The exercise :: Find each line with the string "styles" and copy it.

* Begin Dataset content *

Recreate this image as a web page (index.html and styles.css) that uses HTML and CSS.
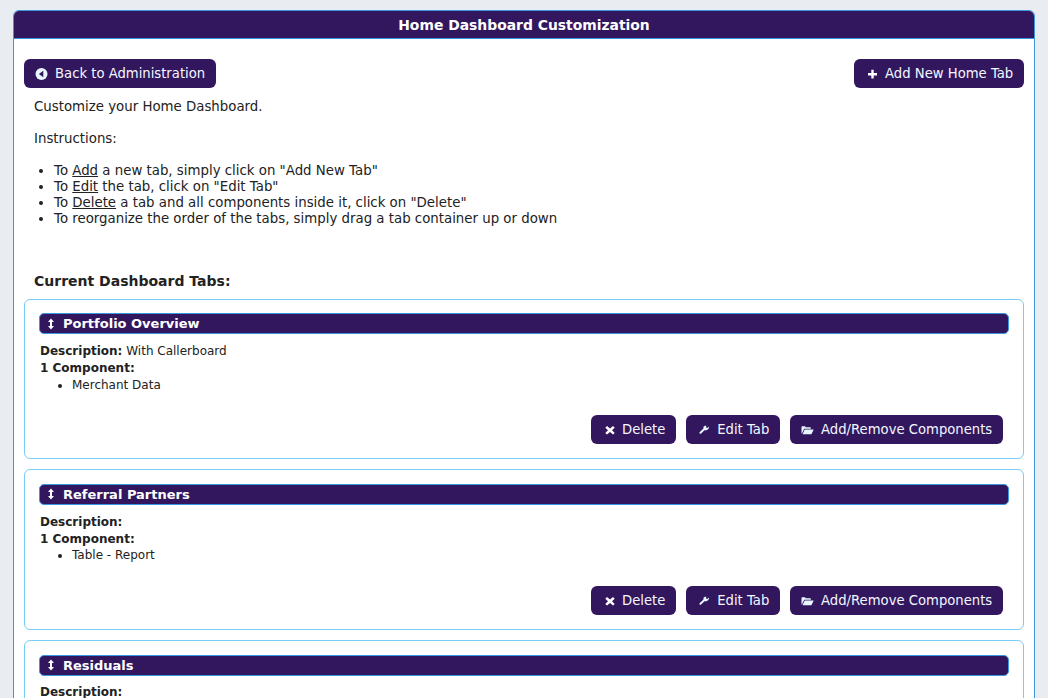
FILE: index.html
```html
<!DOCTYPE html>
<html lang="en">
<head>
<meta charset="utf-8">
<title>Home Dashboard Customization</title>
<link rel="stylesheet" href="styles.css">
</head>
<body>
<main class="panel">
  <h1 class="panel-title">Home Dashboard Customization</h1>
  <div class="panel-body">
    <div class="top-actions">
      <button class="btn"><svg class="icon" viewBox="0 0 13 12"><circle cx="6.500" cy="6" r="6" fill="#e8f6ff"/><path d="M8.300 2.800v6.400L3.900 6z" fill="#32175f"/></svg>Back to Administration</button>
      <button class="btn"><svg class="icon" viewBox="0 0 13 12"><path d="M6.300 1.800h2.400V5H12v2.400H8.700v3.200H6.300V7.400H3V5h3.300z" fill="#fff"/></svg>Add New Home Tab</button>
    </div>
    <div class="intro">
      <p>Customize your Home Dashboard.</p>
      <p>Instructions:</p>
      <ul>
        <li>To <u>Add</u> a new tab, simply click on "Add New Tab"</li>
        <li>To <u>Edit</u> the tab, click on "Edit Tab"</li>
        <li>To <u>Delete</u> a tab and all components inside it, click on "Delete"</li>
        <li>To reorganize the order of the tabs, simply drag a tab container up or down</li>
      </ul>
    </div>
    <h2 class="section-title">Current Dashboard Tabs:</h2>

    <section class="card">
      <h3 class="card-title"><svg class="drag" viewBox="0 0 8 12"><path d="M4 .5 7 4H5v4h2l-3 3.500L1 8h2V4H1z" fill="#fff"/></svg>Portfolio Overview</h3>
      <div class="card-text"><b>Description:</b> With Callerboard</div>
      <div class="card-text"><b>1 Component:</b></div>
      <ul class="components"><li>Merchant Data</li></ul>
      <div class="card-actions">
        <button class="btn"><svg class="icon" viewBox="0 0 13 12"><path d="M5 2 8 4.600 11 2l1.700 1.700L10 6.300l2.700 2.600-1.700 1.700L8 8l-3 2.600-1.700-1.700L6 6.300 3.300 3.700z" fill="#fff"/></svg>Delete</button>
        <button class="btn"><svg class="icon" viewBox="0 0 13 12"><path d="M12 2.400 10.200 4.100 9 3.600l.3-1.800C8.100 1.400 6.900 2 6.500 3.100c-.2.500-.1 1 0 1.400L2.800 8c-.5.500-.5 1.100-.1 1.500.4.400 1 .4 1.400-.1L7.500 6.200c1.400.4 2.900-.2 3.800-1.300.6-.7.800-1.600.7-2.500z" fill="#e8f6ff"/></svg>Edit Tab</button>
        <button class="btn"><svg class="icon" viewBox="0 0 13 12"><path d="M.5 9.500V3c0-.5.300-.8.700-.8h2.700l1 1h4.300c.4 0 .7.300.7.700v.9H3.200L.9 9.500z" fill="#e8f6ff"/><path d="M3.700 5.400h9l-2.300 4.800H1.500z" fill="#e8f6ff"/></svg>Add/Remove Components</button>
      </div>
    </section>

    <section class="card">
      <h3 class="card-title"><svg class="drag" viewBox="0 0 8 12"><path d="M4 .5 7 4H5v4h2l-3 3.500L1 8h2V4H1z" fill="#fff"/></svg>Referral Partners</h3>
      <div class="card-text"><b>Description:</b></div>
      <div class="card-text"><b>1 Component:</b></div>
      <ul class="components"><li>Table - Report</li></ul>
      <div class="card-actions">
        <button class="btn"><svg class="icon" viewBox="0 0 13 12"><path d="M5 2 8 4.600 11 2l1.700 1.700L10 6.300l2.700 2.600-1.700 1.700L8 8l-3 2.600-1.700-1.700L6 6.300 3.300 3.700z" fill="#fff"/></svg>Delete</button>
        <button class="btn"><svg class="icon" viewBox="0 0 13 12"><path d="M12 2.400 10.200 4.100 9 3.600l.3-1.800C8.100 1.400 6.900 2 6.500 3.100c-.2.500-.1 1 0 1.400L2.800 8c-.5.500-.5 1.100-.1 1.500.4.400 1 .4 1.400-.1L7.500 6.200c1.400.4 2.900-.2 3.800-1.300.6-.7.800-1.600.7-2.500z" fill="#e8f6ff"/></svg>Edit Tab</button>
        <button class="btn"><svg class="icon" viewBox="0 0 13 12"><path d="M.5 9.500V3c0-.5.300-.8.700-.8h2.700l1 1h4.300c.4 0 .7.300.7.700v.9H3.200L.9 9.500z" fill="#e8f6ff"/><path d="M3.700 5.400h9l-2.300 4.800H1.500z" fill="#e8f6ff"/></svg>Add/Remove Components</button>
      </div>
    </section>

    <section class="card">
      <h3 class="card-title"><svg class="drag" viewBox="0 0 8 12"><path d="M4 .5 7 4H5v4h2l-3 3.500L1 8h2V4H1z" fill="#fff"/></svg>Residuals</h3>
      <div class="card-text"><b>Description:</b></div>
    </section>
  </div>
</main>
</body>
</html>
```

FILE: styles.css
```css
* { box-sizing: border-box; }
html, body { height: 698px; overflow: hidden; }
body {
  margin: 0;
  background: #e9edf2;
  font-family: "DejaVu Sans", Verdana, sans-serif;
  font-size: 13.33px;
  line-height: 16px;
  color: #222;
}
.panel {
  margin: 10px 13px 0;
  width: 1022px;
  border: 1px solid #3a96de;
  border-radius: 6px 6px 0 0;
  background: #fff;
}
.panel-title {
  margin: 0;
  height: 28px;
  background: #32175f;
  border-bottom: 1px solid #3a96de;
  border-radius: 5px 5px 0 0;
  color: #fff;
  font-size: 13.9px;
  font-weight: 700;
  line-height: 28px;
  text-align: center;
}
.panel-body { padding: 20px 10px 0; }
.top-actions { display: flex; justify-content: space-between; }
.btn {
  display: inline-flex;
  align-items: center;
  height: 29px;
  padding: 0 10.8px 0 11px;
  border: 0;
  border-radius: 6px;
  background: #32175f;
  color: #f4f8ff;
  font: 13.2px/16px "DejaVu Sans", Verdana, sans-serif;
}
.icon { width: 13px; height: 12px; margin-right: 7px; flex: none; }
.intro { padding: 11px 10px 0; }
.intro p { margin: 0 0 16px; }
.intro ul { margin: 0; padding-left: 20px; }
.section-title {
  margin: 45px 10px 8.8px;
  font-size: 14px;
  font-weight: 700;
  line-height: 18px;
}
.card {
  height: 160.6px;
  margin-bottom: 10px;
  padding: 13.6px 14px 0;
  border: 1px solid #79cdf5;
  border-radius: 6px;
  background: #fff;
}
.card-title {
  display: flex;
  align-items: center;
  height: 21px;
  margin: 0 0 8.6px;
  padding-left: 7px;
  border: 1px solid #3a96de;
  border-radius: 5px;
  background: #32175f;
  color: #fff;
  font-size: 13px;
  font-weight: 700;
  line-height: 19px;
}
.drag { width: 8px; height: 12px; margin-right: 8px; flex: none; }
.card-text { padding-left: 1px; font-size: 12px; line-height: 17px; }
.components { margin: -0.2px 0 0; padding-left: 33px; font-size: 12px; line-height: 17px; }
.card-actions {
  display: flex;
  justify-content: flex-end;
  gap: 10px;
  margin-top: 21.2px;
  padding-right: 6px;
}
.card-actions .btn { padding-top: 1px; }
```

* End Dataset content *

Final result ::
Recreate this image as a web page (index.html and styles.css) that uses HTML and CSS.
<link rel="stylesheet" href="styles.css">
FILE: styles.css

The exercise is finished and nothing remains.